Juliane Okot Bitek is a poet, scholar and university instructor based in Vancouver, British Columbia. Her work has appeared in Event, The Capilano Review, Room, Arc, Whetstone, and Fugue, and has been anthologized in Love Me True: Writers Reflect on the Ups, Downs, Ins & Outs of Marriage, Transition: Writing Black Canadas, Great Black North; Contemporary African Canadian Poetry, and Revolving City: 51 Poems and the Stories Behind Them. Juliane’s 100 Days (University of Alberta 2016) was shortlisted for several writing prizes and won the 2017 INDIEFAB Book of the Year Award for Poetry, and the 2017 Glenna Luschei Prize for African Poetry. Juliane’s chapbook, Sublime: Lost Words (Elephant Press), was published in early 2018 and is available for free download.
When did you begin writing poetry?
I don’t know for sure, but I had my first publication when I was 11 years old. I’d written a poem about the 1979 Liberation war that led to the overthrow of Idi Amin, and it was published in the children’s section of the weekend national paper, The Daily Nation, in Kenya. That said, I should probably hunt down a copy of it since I’m still thinking about that war.
What drew you to poetry as a genre?
Hmm. I suppose I don’t have the stamina or attention span that it takes to write a novel – I’ve never tried, and I have no inclination to. And full sentences mostly bore me. I like poetry because it offers spaces to play and innovate and stretch scraps and phrases and build whole worlds or nothing. Poetry is deeply satisfying in ways that other kinds of writing are not. For me anyway. To quote Mahmoud Darwish, the Palestinian poet: “Every beautiful poem is an act of resistance”. Poetry is where beauty is at once life, a play space and a weapon. It is the closest to painting, which what I seek to do with words since I don’t know how to hold a brush or mix colours; I know how to translate what I see and hear in the world through poetry.
How has it felt creating and working in the Canadian literary world? What do you like, and what would you like to see change and evolve?
There is no feeling that I can think of that encapsulates creating and working in the Canadian literary world. So far, I’ve mostly lived and created in the margins, away from the limelight and in the company of, and in solidarity with friends and colleagues. We have loved and supported each other and still do. The “Canadian literary world” sounds like the spaces where some folks live and breathe, and we pay money to witness them articulate themselves beautifully, formally and with poise. Glitterliteratti. I don’t even dream of it.
That said, my work has garnered a wee bit of attention and sometimes that’s jarring, mostly because of the expectation that I should speak right, dress right and know what’s going on around me when I’d much, much rather be the witness. I am grateful though, for the attentive reading of those who have looked at my poetry and continue to teach it and talk about it. I learn a great deal from them.

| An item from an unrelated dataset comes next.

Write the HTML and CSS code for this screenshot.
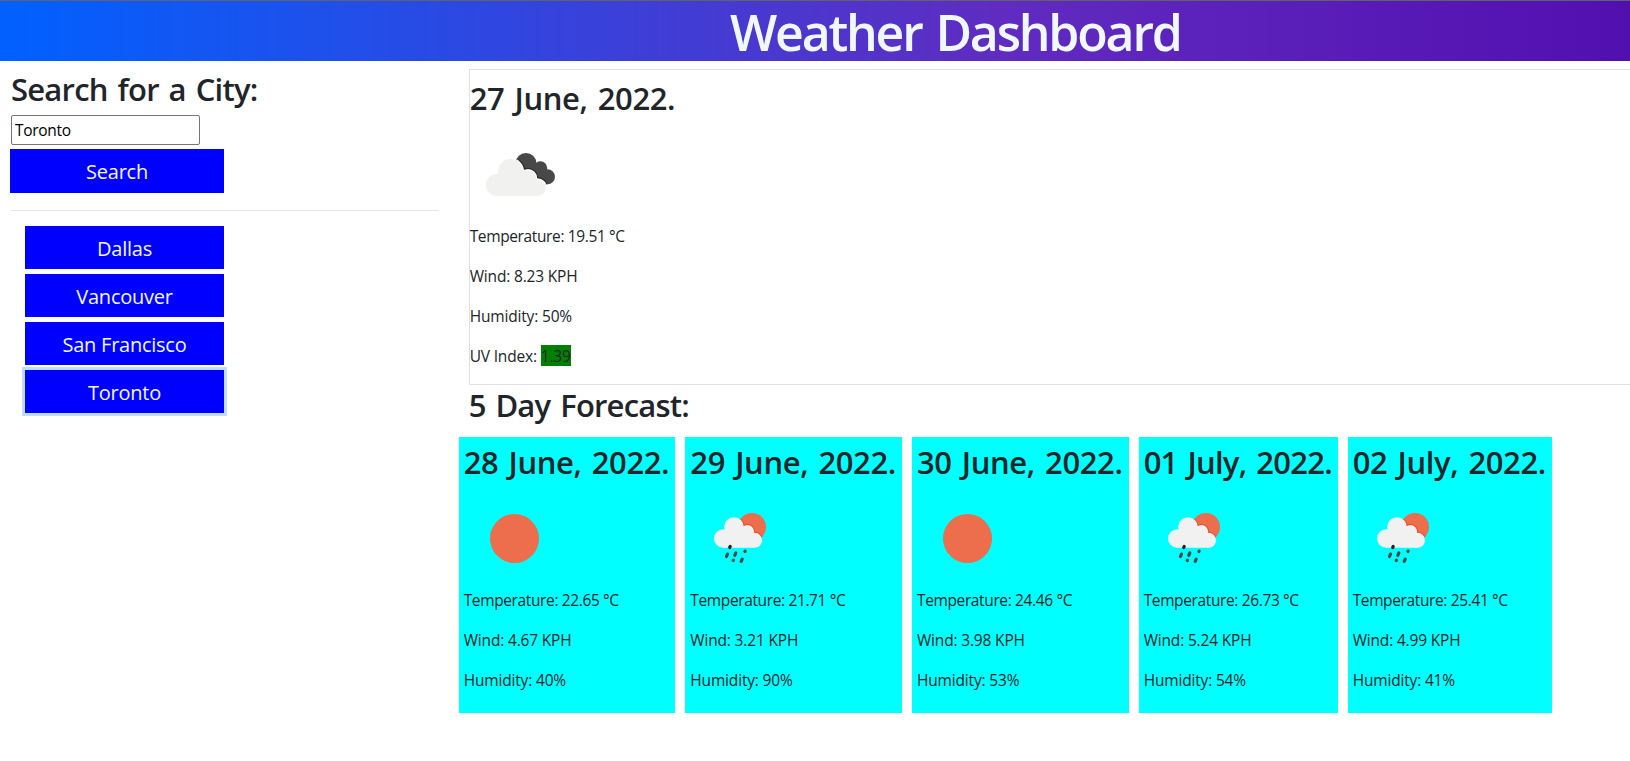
FILE: index.html
```html
<!DOCTYPE html>
<html lang="en">
<head>
<meta charset="utf-8">
<title>Weather Dashboard</title>
<link rel="stylesheet" href="styles.css">
</head>
<body>
<svg width="0" height="0" class="defs" aria-hidden="true">
  <clipPath id="sun-clip"><circle cx="62" cy="39" r="14"/></clipPath>
  <clipPath id="dark-clip"><circle cx="56" cy="38.500" r="10.500"/><circle cx="70.500" cy="43" r="6.700"/><circle cx="77.500" cy="51.800" r="7.500"/><path d="M50 40L68 40L78 59L70 59z"/></clipPath>
  <symbol id="sun" viewBox="0 0 100 100"><circle cx="50.500" cy="50.500" r="24.500" fill="#ec6e4c"/></symbol>
  <symbol id="rain" viewBox="0 0 100 100">
    <circle cx="62" cy="39" r="14" fill="#ec6e4c"/>
    <g fill="#ea4c24" clip-path="url(#sun-clip)"><circle cx="44" cy="39" r="10.700"/><circle cx="57.500" cy="43.600" r="7.500"/><circle cx="64.600" cy="52.200" r="8.400"/></g>
    <g fill="#f1f1f1"><circle cx="33.200" cy="50.500" r="9.200"/><circle cx="44" cy="39" r="9.800"/><circle cx="57.500" cy="43.600" r="6.600"/><circle cx="64.600" cy="52.200" r="7.500"/><path d="M33 59.700V46L40 38H58L65 48V59.700z"/></g>
    <g stroke-linecap="round" stroke-width="3.200" stroke="#484848"><path stroke="#222" d="M40.200 58.500l-.5 1"/><path d="M37.500 66.100l-1 2.400M45.800 64.900l-1 2.400M55.100 63.200l-.2.300M43.400 72.200l-.2.300M52.200 71.100l-1 2.300"/></g>
  </symbol>
  <symbol id="clouds" viewBox="0 0 100 100">
    <g clip-path="url(#dark-clip)">
      <path fill="#484849" d="M40 20H90V65H40z"/>
      <g fill="#252526"><circle cx="40.500" cy="46.500" r="14.600"/><circle cx="58" cy="53.300" r="10.200"/><circle cx="67.500" cy="62.700" r="10.400"/></g>
      <g fill="#fff"><circle cx="40.500" cy="46.500" r="13.600"/><circle cx="58" cy="53.300" r="9.200"/><circle cx="67.500" cy="62.700" r="9.400"/></g>
    </g>
    <g fill="#f1f1f0"><circle cx="27" cy="59.900" r="11"/><circle cx="40.500" cy="46.500" r="12.400"/><circle cx="58" cy="53.300" r="8.100"/><circle cx="67.500" cy="62.700" r="8.200"/><path d="M27 70.900V54L36 46H56L67 57V70.900z"/></g>
  </symbol>
</svg>
<header class="header"><h1 class="header-title">Weather Dashboard</h1></header>
<main class="layout">
  <aside class="sidebar">
    <h2 class="heading heading-search">Search for a City:</h2>
    <input class="city-input" type="text" value="Toronto">
    <button class="btn btn-search">Search</button>
    <hr class="divider">
    <div class="history">
      <button class="btn">Dallas</button>
      <button class="btn">Vancouver</button>
      <button class="btn">San Francisco</button>
      <button class="btn btn-focus">Toronto</button>
    </div>
  </aside>
  <section class="content">
    <article class="today">
      <h2 class="heading">27 June, 2022.</h2>
      <svg class="icon"><use href="#clouds"/></svg>
      <p class="temp">Temperature: 19.51 °C</p>
      <p>Wind: 8.23 KPH</p>
      <p>Humidity: 50%</p>
      <p>UV Index: <span class="uv">1.39</span></p>
    </article>
    <h2 class="heading heading-forecast">5 Day Forecast:</h2>
    <div class="forecast">
      <article class="card card-june">
        <h2 class="heading">28 June, 2022.</h2>
        <svg class="icon"><use href="#sun"/></svg>
        <p class="temp">Temperature: 22.65 °C</p><p>Wind: 4.67 KPH</p><p>Humidity: 40%</p>
      </article>
      <article class="card card-june">
        <h2 class="heading">29 June, 2022.</h2>
        <svg class="icon"><use href="#rain"/></svg>
        <p class="temp">Temperature: 21.71 °C</p><p>Wind: 3.21 KPH</p><p>Humidity: 90%</p>
      </article>
      <article class="card card-june">
        <h2 class="heading">30 June, 2022.</h2>
        <svg class="icon"><use href="#sun"/></svg>
        <p class="temp">Temperature: 24.46 °C</p><p>Wind: 3.98 KPH</p><p>Humidity: 53%</p>
      </article>
      <article class="card card-july-first">
        <h2 class="heading">01 July, 2022.</h2>
        <svg class="icon"><use href="#rain"/></svg>
        <p class="temp">Temperature: 26.73 °C</p><p>Wind: 5.24 KPH</p><p>Humidity: 54%</p>
      </article>
      <article class="card card-july-second">
        <h2 class="heading">02 July, 2022.</h2>
        <svg class="icon"><use href="#rain"/></svg>
        <p class="temp">Temperature: 25.41 °C</p><p>Wind: 4.99 KPH</p><p>Humidity: 41%</p>
      </article>
    </div>
  </section>
</main>
</body>
</html>
```
FILE: styles.css
```css
* { box-sizing: border-box; }
body {
  margin: 0;
  overflow: hidden;
  background: #fff;
  color: #212529;
  font: 400 15.5px/24px "Segoe UI", "Open Sans", "Noto Sans", sans-serif;
}
.defs { position: absolute; }
.header {
  height: 61px;
  border-top: 1px solid #5f6368;
  background: linear-gradient(to right, #0061ff, #602bc0 62%, #520fb0);
}
.header-title {
  margin: 0;
  padding-left: 730px;
  color: #f0f8ff;
  font-size: 50px;
  font-weight: 600;
  line-height: 62px;
  white-space: nowrap;
  letter-spacing: -2.2px;
  word-spacing: 3px;
}
.layout { display: flex; }
.sidebar { width: 458.67px; padding: 9px 20px 0 11px; flex: none; }
.heading {
  margin: 0;
  font-size: 31px;
  font-weight: 600;
  line-height: 38px;
  white-space: nowrap;
  letter-spacing: -0.4px;
  word-spacing: 2.6px;
}
.heading-search { margin-bottom: 7px; letter-spacing: -0.78px; }
.city-input {
  display: block;
  width: 189px;
  height: 30px;
  padding: 1px 3px;
  border: 1px solid #767676;
  border-radius: 2px;
  font: inherit;
  letter-spacing: -0.3px;
  color: #000;
}
.btn {
  display: block;
  width: 199px;
  height: 43px;
  padding: 2px 0 0;
  border: 0;
  background: #00f;
  color: #f0f8ff;
  font: inherit;
  font-size: 20px;
  letter-spacing: -0.25px;
}
.btn-search { width: 214px; height: 44px; margin: 4px 0 0 -1px; }
.divider { margin: 17px 0 15px; border: 0; border-top: 1px solid #e5e5e5; }
.history { display: flex; flex-direction: column; gap: 5px; padding-left: 14px; }
.btn-focus { box-shadow: 0 0 0 3px #bfdcff; }
.content { flex: 1; min-width: 0; padding-top: 8px; }
.today {
  height: 316px;
  margin-left: 10px;
  padding-top: 9px;
  border: solid #dee2e6;
  border-width: 1px 0 1px 1px;
}
.icon { display: block; width: 100px; height: 100px; margin-top: 7px; }
.today .icon { margin-top: 8px; margin-bottom: -1px; }
p { margin: 0 0 16px; white-space: nowrap; letter-spacing: -0.17px; }
.temp { letter-spacing: -0.37px; }
.uv { display: inline-block; height: 21px; line-height: 22px; background: #008000; }
.heading-forecast { margin: 1px 0 13px 10px; letter-spacing: -0.8px; }
.forecast { display: flex; gap: 10px; }
.card { height: 276px; padding: 6px 0 0 5px; background: #0ff; }
.card-june { width: 216.67px; }
.card-july-first { width: 199px; }
.card-july-first .heading { letter-spacing: -0.75px; }
.card-july-second { width: 204px; }
```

Are there some poets you have discovered over the years that you would recommend to our readers?
I didn’t discover Dionne Brand. Her work found me lost in Vancouver, unable to orientate myself to the city where I’d lived at the time, for almost a decade. Her book, A Map to the Door of No Return, sustains me through different readings like nothing I’ve read, before or since. Her latest book of poetry, The Blue Clerk, is astounding. I’m grateful for all her writing. What drew me to poetry, you ask? A book like The Blue Clerk allows our minds to expand and reach in ways that no other genre can. (Well, I don’t know. Maybe there’s other kinds of reading out there that I don’t actually know about, but poetry is home for me. Fiction is a country I like to visit and sometimes live for a short while, but I don’t like to work there).
Layli Long Soldier is an amazing poet. The first work I read of hers, ‘One Poem: 38’ reminds me that language like English is formulated to reflect the content, like the history of colonial oppression, without complicity to the reader. Long Soldier reminds me to read more closely. M. Nourbese Phillip – of Zong! and She Tries her Tongue, Her Silence Softly Breaks – teaches me that the language we use to write in (English) is a language that cannot be trusted. And, that some stories do not want to be told and yet must be told. In poetry, I learn from Phillip, everything can be attempted and should be. The poetry of Cecily Nicholson, a Vancouver poet I deeply love and admire, teaches me that the land I live on carries a complicated history and present and therefore I must always be cognizant of this fact. Her latest book, Wayside Sang, has been longlisted for this year’s Governor General’s Award. And of course, there’s Canisia Lubrin, who you have interviewed for this series. If living in this country for almost thirty years has taught me that folks who look like me must be relegated to the margins, Lubrin reminds me that we can be central to ourselves, and that the world exists in our own image and tongue.
What’s next for you?
Nothing is next – there is no to-do list. Everything is working its way to itself. I’ve been working on finishing my dissertation and look forward to the end of that, but I’m also writing new poetry and I really, really, really enjoy teaching.